The question of the place of religion in American educational life—whether in the nation’s public schools or in its position on private religious schools—will not be answered by neutrality talk, for the fundamental reason that nothing in the projects of American education is or ever has been neutral toward religion. From the very first, it was precisely the non-neutrality of the state toward religion that has been one of the prime catalysts of cultural and legal development in American education policy, public and private. There is an understandable tendency among some opponents of state Blaine Amendments such as Colorado’s to reduce them to simple expressions of non-neutral anti-Catholicism. Often they were that, but they were more.

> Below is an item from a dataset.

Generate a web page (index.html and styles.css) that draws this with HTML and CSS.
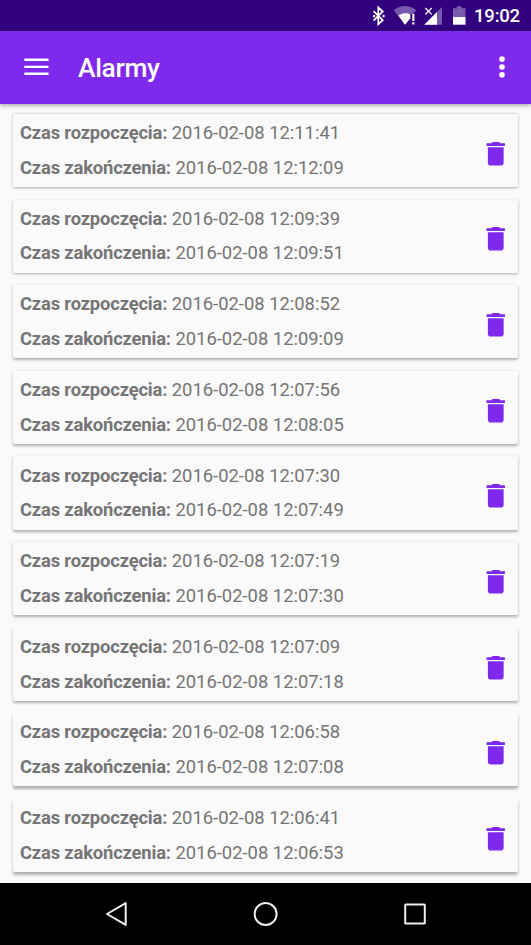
FILE: index.html
```
<!DOCTYPE html>
<html lang="pl">
<head>
<meta charset="utf-8">
<title>Alarmy</title>
<link rel="stylesheet" href="styles.css">
</head>
<body>
<div class="status">
  <svg class="status-icons" width="100" height="31" viewBox="370 0 100 31">
    <path d="M373.5 11.2l9.2 9-4.4 4V7.6l4.400 4-9.2 9" fill="none" stroke="#fff" stroke-width="1.8"/>
    <path d="M373 15h2.2v2.2H373zM382.6 15h2v2.2h-2z" fill="#fff"/>
    <path d="M393.8 10.2Q405 2 416.200 10.2L413 14.2h-3.4v4.2L405 24.6z" fill="#fff" opacity=".35"/>
    <path d="M398.4 15.5Q405 11 410.3 14.5v3.8L405 24.8z" fill="#fff"/>
    <path d="M412.3 14h2.1v7h-2.1zM412.3 22.3h2.1v2.3h-2.1z" fill="#fff"/>
    <path d="M442 7v17.7h-17.7z" fill="#fff" opacity=".35"/>
    <path d="M437 12v12.7h-12.7z" fill="#fff"/>
    <path d="M425.3 8l6.4 6.4m0-6.4l-6.4 6.4" stroke="#fff" stroke-width="1.3"/>
    <path d="M453 8.2h3.8V6.3h4.8v1.9h3.9V17H453z" fill="#fff" opacity=".35"/>
    <path d="M453 17h12.5v7.7H453z" fill="#fff"/>
  </svg>
  <span class="clock">19:02</span>
</div>
<header class="toolbar">
  <svg class="menu" width="25" height="18" viewBox="0 0 25 18"><path d="M.3 1.7h24.2M.3 8.9h24.2M.3 15.8h24.2" stroke="#fff" stroke-width="2.4"/></svg>
  <h1>Alarmy</h1>
  <svg class="more" width="6" height="22" viewBox="0 0 6 22" fill="#fff"><circle cx="3" cy="3.1" r="2.8"/><circle cx="3" cy="11" r="2.8"/><circle cx="3" cy="18.8" r="2.8"/></svg>
</header>
<main class="list" id="list"></main>
<nav class="nav">
  <svg width="531" height="62" viewBox="0 883 531 62" fill="none" stroke="#eee" stroke-width="2" stroke-linejoin="round">
    <path d="M107 914l18.7-10.9v21.8z"/>
    <circle cx="265.6" cy="914" r="11"/>
    <rect x="405.2" y="904.4" width="19.6" height="19.2" rx=".5"/>
  </svg>
</nav>
<script src="app.js"></script>
</body>
</html>
```
FILE: styles.css
```
* { box-sizing: border-box; }
body {
  margin: 0;
  width: 531px;
  height: 945px;
  overflow: hidden;
  display: flex;
  flex-direction: column;
  background: #fafafa;
  font-family: Roboto, sans-serif;
}
.status {
  height: 31px;
  flex: none;
  display: flex;
  align-items: center;
  justify-content: flex-end;
  gap: 4px;
  padding-right: 11px;
  background: #32007e;
  color: #fff;
}
.clock {
  font-size: 18.5px;
  font-weight: 500;
  line-height: 31px;
  padding-top: 1px;
  letter-spacing: -.2px;
  width: 46px;
}
.toolbar {
  height: 72.5px;
  flex: none;
  display: flex;
  align-items: center;
  padding: 0 26px 0 24px;
  background: #7f29ed;
  color: #fff;
  box-shadow: 0 1px 5px rgba(0, 0, 0, .4);
  z-index: 1;
}
.toolbar h1 {
  flex: 1;
  margin: 0 0 0 29px;
  padding-top: 1px;
  font-size: 26.4px;
  font-weight: 500;
  letter-spacing: -.35px;
  line-height: 72px;
}
.list {
  flex: 1;
  min-height: 0;
  display: flex;
  flex-direction: column;
  gap: 12.6px;
  padding: 10.4px 12.7px 0 13px;
}
.card {
  height: 73.05px;
  flex: none;
  display: flex;
  align-items: center;
  justify-content: space-between;
  padding: 0 6.5px 0 7px;
  border-radius: 2px;
  background: #fafafa;
  color: #757575;
}
.card p {
  margin: 0;
  font-size: 18.4px;
  line-height: 34.7px;
  white-space: nowrap;
}
.card p:first-child { padding-top: .5px; }
.card b {
  font-weight: 700;
  letter-spacing: -.18px;
}
.trash { margin-top: 6px; fill: #7f29ed; }
.nav {
  height: 62px;
  flex: none;
  background: #000;
  z-index: 1;
}
.nav svg { display: block; }
```
FILE: app.js
```
const alarms = [
  ["12:11:41", "12:12:09"],
  ["12:09:39", "12:09:51"],
  ["12:08:52", "12:09:09"],
  ["12:07:56", "12:08:05"],
  ["12:07:30", "12:07:49"],
  ["12:07:19", "12:07:30"],
  ["12:07:09", "12:07:18"],
  ["12:06:58", "12:07:08"],
  ["12:06:41", "12:06:53"]
];
// Elevation shadows fall further the lower a card sits on the screen.
document.getElementById("list").innerHTML = alarms.map(([start, end], i) => `
  <section class="card" style="box-shadow: 0 ${(0.8 + i * 0.2).toFixed(2)}px 3px rgba(0,0,0,.3)">
    <div>
      <p><b>Czas rozpoczęcia:</b> 2016-02-08 ${start}</p>
      <p><b>Czas zakończenia:</b> 2016-02-08 ${end}</p>
    </div>
    <svg class="trash" width="31.5" height="31.5" viewBox="0 0 24 24"><path d="M6 19c0 1.1.9 2 2 2h8c1.1 0 2-.9 2-2V7H6v12zM19 4h-3.500l-1-1h-5l-1 1H5v2h14V4z"/></svg>
  </section>`).join("");
```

To understand them merely in these terms—as lamentable examples of “discrimination”—domesticates them. It consigns them to a history from which we have happily progressed now that we have entered an epoch in which the making of discriminations of any kind is taboo. It puffs us up with the Whiggish certitude that to repudiate the Blaine Amendments is to rid ourselves decisively of the very real problem they addressed. That problem—how to foster through education the common civic culture upon which the American polity, even still, depends—does not vanish by easy, self-congratulatory resort to the voguish platitudes of antidiscrimination. The Blaine Amendments were woefully inadequate responses to that problem, but responses nonetheless. The empty bromide of religious neutrality is no response at all.

[1] As quoted in Leo Pfeffer, Church, State and Freedom 332 (1967).

[2] McCollum v. Board of Education, 333 U.S. 203, 217 (1948) (Frankfurter, J., concurring).

[3] Zelman v. Simmons-Harris, 536 U.S. 639 (2002).